■ What is needed ■
Pick out every line holding the string "index" and copy it.

/---

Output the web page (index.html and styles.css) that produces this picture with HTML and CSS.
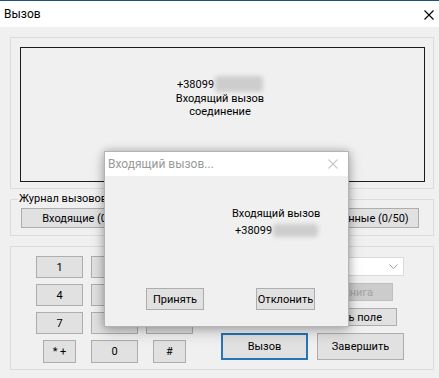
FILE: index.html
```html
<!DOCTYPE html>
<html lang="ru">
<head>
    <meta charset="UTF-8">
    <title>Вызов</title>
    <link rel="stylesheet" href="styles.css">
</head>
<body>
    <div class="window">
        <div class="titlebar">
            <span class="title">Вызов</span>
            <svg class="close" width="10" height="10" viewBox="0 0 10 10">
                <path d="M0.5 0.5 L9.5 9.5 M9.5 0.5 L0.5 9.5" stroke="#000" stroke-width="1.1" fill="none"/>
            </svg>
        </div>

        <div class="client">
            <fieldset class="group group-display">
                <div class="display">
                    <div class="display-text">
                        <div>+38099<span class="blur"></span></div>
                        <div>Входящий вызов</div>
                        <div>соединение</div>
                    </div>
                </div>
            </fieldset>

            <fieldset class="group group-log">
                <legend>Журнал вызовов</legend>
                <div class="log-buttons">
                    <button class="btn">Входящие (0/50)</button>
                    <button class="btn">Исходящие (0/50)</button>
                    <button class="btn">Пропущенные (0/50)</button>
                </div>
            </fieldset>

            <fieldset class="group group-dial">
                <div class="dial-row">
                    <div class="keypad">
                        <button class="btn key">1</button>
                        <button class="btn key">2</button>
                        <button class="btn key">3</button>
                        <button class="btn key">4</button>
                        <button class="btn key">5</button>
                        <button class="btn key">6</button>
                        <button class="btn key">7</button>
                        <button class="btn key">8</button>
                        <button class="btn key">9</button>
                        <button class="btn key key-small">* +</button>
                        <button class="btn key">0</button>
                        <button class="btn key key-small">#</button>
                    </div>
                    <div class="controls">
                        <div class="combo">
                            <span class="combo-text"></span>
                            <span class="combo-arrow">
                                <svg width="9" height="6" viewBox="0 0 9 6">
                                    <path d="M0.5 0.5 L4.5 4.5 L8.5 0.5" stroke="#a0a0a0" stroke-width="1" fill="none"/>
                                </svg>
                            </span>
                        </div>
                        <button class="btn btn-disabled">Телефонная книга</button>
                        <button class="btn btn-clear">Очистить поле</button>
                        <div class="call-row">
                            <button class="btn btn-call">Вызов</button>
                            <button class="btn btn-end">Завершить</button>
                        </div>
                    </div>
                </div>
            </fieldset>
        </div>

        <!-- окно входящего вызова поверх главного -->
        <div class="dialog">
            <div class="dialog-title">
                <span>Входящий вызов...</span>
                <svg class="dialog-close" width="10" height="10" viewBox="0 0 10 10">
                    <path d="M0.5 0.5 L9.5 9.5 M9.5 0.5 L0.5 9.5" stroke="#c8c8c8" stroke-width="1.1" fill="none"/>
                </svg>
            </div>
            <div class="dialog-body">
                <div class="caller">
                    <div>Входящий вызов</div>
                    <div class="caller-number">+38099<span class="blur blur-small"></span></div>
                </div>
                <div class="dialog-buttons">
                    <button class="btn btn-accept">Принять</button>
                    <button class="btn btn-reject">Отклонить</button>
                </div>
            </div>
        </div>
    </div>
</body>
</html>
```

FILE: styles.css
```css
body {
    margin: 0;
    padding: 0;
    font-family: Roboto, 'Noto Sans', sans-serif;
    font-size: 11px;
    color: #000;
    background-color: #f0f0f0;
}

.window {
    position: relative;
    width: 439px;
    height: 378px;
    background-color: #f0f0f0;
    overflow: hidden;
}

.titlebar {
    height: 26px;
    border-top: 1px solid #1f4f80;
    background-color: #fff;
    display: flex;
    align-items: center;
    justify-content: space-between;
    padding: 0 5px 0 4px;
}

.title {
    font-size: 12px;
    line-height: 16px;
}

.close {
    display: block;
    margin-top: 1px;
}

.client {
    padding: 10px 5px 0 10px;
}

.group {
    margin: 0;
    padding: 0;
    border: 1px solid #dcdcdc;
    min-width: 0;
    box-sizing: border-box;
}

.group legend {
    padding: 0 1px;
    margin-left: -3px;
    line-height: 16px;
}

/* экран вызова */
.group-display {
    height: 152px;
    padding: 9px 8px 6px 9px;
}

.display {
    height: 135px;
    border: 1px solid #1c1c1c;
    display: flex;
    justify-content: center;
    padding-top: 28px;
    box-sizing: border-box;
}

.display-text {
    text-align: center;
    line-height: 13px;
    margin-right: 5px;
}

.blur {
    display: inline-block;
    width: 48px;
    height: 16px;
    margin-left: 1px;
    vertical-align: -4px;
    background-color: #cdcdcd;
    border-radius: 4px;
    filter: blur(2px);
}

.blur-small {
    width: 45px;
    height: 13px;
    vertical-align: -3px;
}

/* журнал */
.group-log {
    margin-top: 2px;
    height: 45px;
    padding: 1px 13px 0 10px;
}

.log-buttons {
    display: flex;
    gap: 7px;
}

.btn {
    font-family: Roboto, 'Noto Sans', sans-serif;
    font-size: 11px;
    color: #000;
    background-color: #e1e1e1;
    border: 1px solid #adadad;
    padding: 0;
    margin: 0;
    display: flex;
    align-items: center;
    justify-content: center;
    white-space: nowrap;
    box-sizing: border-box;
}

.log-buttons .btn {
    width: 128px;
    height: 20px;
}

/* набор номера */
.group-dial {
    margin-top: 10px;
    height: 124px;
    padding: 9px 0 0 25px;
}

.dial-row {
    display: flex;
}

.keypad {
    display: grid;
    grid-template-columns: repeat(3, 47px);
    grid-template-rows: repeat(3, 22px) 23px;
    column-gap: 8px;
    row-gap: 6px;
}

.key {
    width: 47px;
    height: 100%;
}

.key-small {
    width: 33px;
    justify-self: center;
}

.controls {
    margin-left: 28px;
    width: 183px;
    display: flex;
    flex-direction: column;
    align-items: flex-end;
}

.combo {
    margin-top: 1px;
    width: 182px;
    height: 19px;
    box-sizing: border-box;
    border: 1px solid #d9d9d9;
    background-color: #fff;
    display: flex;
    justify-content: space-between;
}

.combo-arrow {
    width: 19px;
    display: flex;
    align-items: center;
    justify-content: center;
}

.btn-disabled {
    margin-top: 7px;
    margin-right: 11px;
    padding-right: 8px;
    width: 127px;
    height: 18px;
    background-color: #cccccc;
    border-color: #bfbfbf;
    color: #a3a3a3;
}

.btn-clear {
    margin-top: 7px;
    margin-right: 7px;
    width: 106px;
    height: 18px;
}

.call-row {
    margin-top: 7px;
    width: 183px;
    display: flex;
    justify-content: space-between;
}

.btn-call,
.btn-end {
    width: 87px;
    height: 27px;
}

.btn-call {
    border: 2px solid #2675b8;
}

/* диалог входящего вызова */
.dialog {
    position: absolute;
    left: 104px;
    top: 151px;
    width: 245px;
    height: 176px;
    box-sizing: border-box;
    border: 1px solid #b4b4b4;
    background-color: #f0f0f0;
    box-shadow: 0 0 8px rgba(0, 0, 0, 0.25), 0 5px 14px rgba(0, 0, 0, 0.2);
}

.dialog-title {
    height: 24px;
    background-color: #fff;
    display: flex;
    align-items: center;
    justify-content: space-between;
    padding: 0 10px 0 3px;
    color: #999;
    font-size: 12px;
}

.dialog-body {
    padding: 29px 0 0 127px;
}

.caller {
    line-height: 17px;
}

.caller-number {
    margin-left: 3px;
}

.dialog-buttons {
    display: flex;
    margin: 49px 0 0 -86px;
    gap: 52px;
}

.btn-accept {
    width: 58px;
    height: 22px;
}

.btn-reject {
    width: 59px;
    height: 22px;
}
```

\---

■ Written answer ■
Output the web page (index.html and styles.css) that produces this picture with HTML and CSS.
FILE: index.html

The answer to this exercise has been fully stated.